Every now and then there is an obituary about someone who lived modestly but left a multimillion dollar estate, much to the surprise of those who knew him. Building wealth is so important for black progress that it is wiser to build assets than to fritter away funds that could be profitably invested.

One difficulty of beginning the process is that people often cannot distinguish between a consumer expenditure and an investment. Someone might assert that he has invested in a new Cadillac, but that is hardly an asset that returns dividends. In fact, the owner will have to pay higher excise taxes, more insurance and substantial interest on the car note. A car is technically an asset, but it is not one that will increase in value.

The recent Pew Research report indicated that the difference between the wealth of blacks and whites has increased since the Great Recession. In 2007, whites had 10 times the median household net worth of blacks. By 2013 that gap had grown to 13 times. The median black household net worth was only $11,000 compared to $141,900 for white households.
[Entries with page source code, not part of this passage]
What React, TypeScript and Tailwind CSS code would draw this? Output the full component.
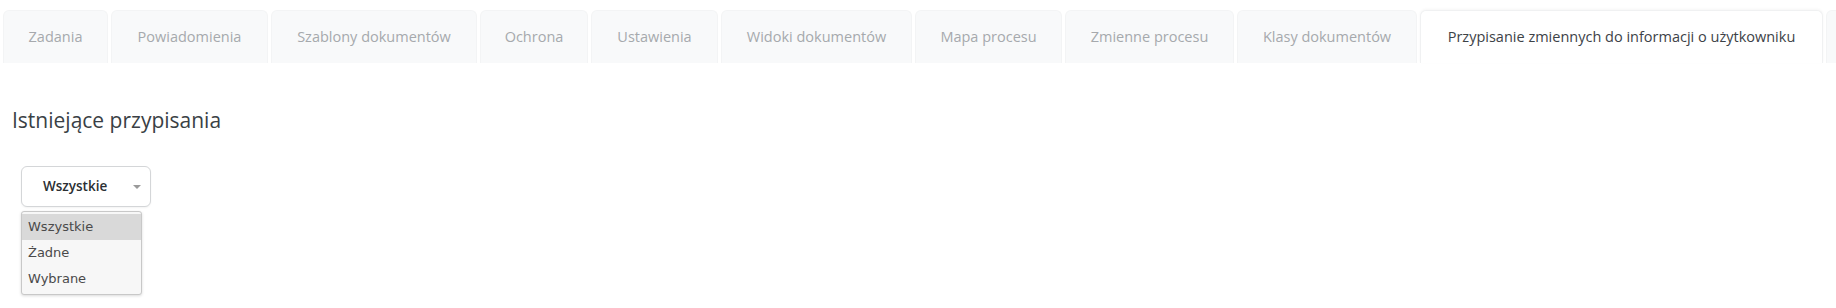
import React from "react";

const tabs: { label: string; w: string }[] = [
  { label: "Zadania", w: "w-[105px]" },
  { label: "Powiadomienia", w: "w-[157px]" },
  { label: "Szablony dokumentów", w: "w-[206px]" },
  { label: "Ochrona", w: "w-[108px]" },
  { label: "Ustawienia", w: "w-[127px]" },
  { label: "Widoki dokumentów", w: "w-[191px]" },
  { label: "Mapa procesu", w: "w-[147px]" },
  { label: "Zmienne procesu", w: "w-[169px]" },
  { label: "Klasy dokumentów", w: "w-[180px]" },
];

export default function App() {
  return (
    <div className="w-[1836px] h-[308px] bg-white overflow-hidden" style={{ fontFamily: '"Open Sans", "Noto Sans", sans-serif' }}>
      <div className="flex gap-[3px] pl-[3px] pt-[10px]">
        {tabs.map((t) => (
          <div
            key={t.label}
            className={`${t.w} h-[53px] shrink-0 flex items-center justify-center rounded-t-[6px] bg-[#f8f9fa] border border-b-0 border-[#f3f4f5] text-[14.5px] text-[#a6a9ad]`}
          >
            {t.label}
          </div>
        ))}
        <div className="w-[403px] h-[53px] shrink-0 flex items-center justify-center rounded-t-[6px] bg-white border border-b-0 border-[#f0f1f2] shadow-[0_-1px_3px_rgba(0,0,0,0.04)] text-[14.5px] text-[#3d4247]">
          Przypisanie zmiennych do informacji o użytkowniku
        </div>
        <div className="w-[20px] h-[53px] shrink-0 rounded-t-[6px] bg-[#f8f9fa] border border-b-0 border-[#f3f4f5]" />
      </div>
      <div className="pl-[12px] pt-[43px]">
        <h2 className="text-[21px] leading-[28px] text-[#3a3f45]">Istniejące przypisania</h2>
      </div>
      <div className="pl-[21px] pt-[32px]">
        <div className="w-[130px] h-[41px] rounded-[6px] border border-[#d4d6d8] bg-white flex items-center pl-[21px] pr-[9px] shadow-[0_1px_2px_rgba(0,0,0,0.05)]">
          <span className="text-[13.5px] font-semibold text-[#2b2f33] flex-1">Wszystkie</span>
          <span className="w-0 h-0 border-l-[4px] border-r-[4px] border-t-[4px] border-l-transparent border-r-transparent border-t-[#9a9a9a]" />
        </div>
        <div className="mt-[4px] w-[121px] rounded-[3px] border border-[#c8c8c8] bg-[#f7f7f7] shadow-[0_1px_3px_rgba(0,0,0,0.15)] py-[2px] text-[13px] text-[#4a4a4a]" style={{ fontFamily: '"DejaVu Sans", sans-serif' }}>
          <div className="h-[26px] flex items-center px-[6px] bg-[#d9d9d9]">Wszystkie</div>
          <div className="h-[26px] flex items-center px-[6px]">Żadne</div>
          <div className="h-[26px] flex items-center px-[6px]">Wybrane</div>
        </div>
      </div>
    </div>
  );
}
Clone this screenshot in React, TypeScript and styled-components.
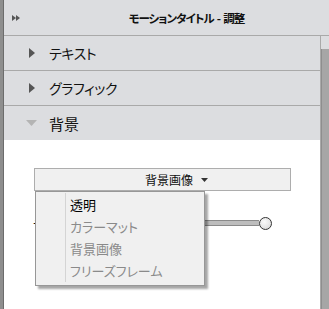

One’s net worth is calculated by determining the value of all assets minus the amount of debts. Assets would include real estate, stocks and bonds, savings, personal property and, indeed, automobiles. Debts would be mortgages, amounts due on credit cards and personal loans. The remaining balance is the net worth, the value of one’s wealth.

A trivial net worth places blacks in a very precarious financial position. Emergency situations arise all the time and families with no cash reserves are unable to meet their financial obligations. A problem like the unexpected loss of a job, illness or an accident could lead to homelessness. Even without an emergency the absence of wealth frustrates future plans such as buying a house or financing higher education for one’s children. And most critically, the absence of wealth eliminates provision for retirement.

The expansion of the racial wealth gap did not result from the profligacy of minorities. The income of minorities fell 9 percent between 2010 and 2013, while white income fell by only 1 percent. During that period median black household wealth dropped 33.7 percent, from $16,600 in 2010 to $11,000 in 2013. The decline in real estate values in black neighborhoods was responsible for some of the loss in wealth.

Recovery will not be easy for blacks. According to the Pew report, the wealth gap between all upper- and middle-class households is the greatest in 30 years. For many black households it will be like starting over. People will need extraordinary discipline to resist the advertising inducement to spend on consumption rather than on an investment plan.

You can still have a merry Christmas without increasing your load of debt.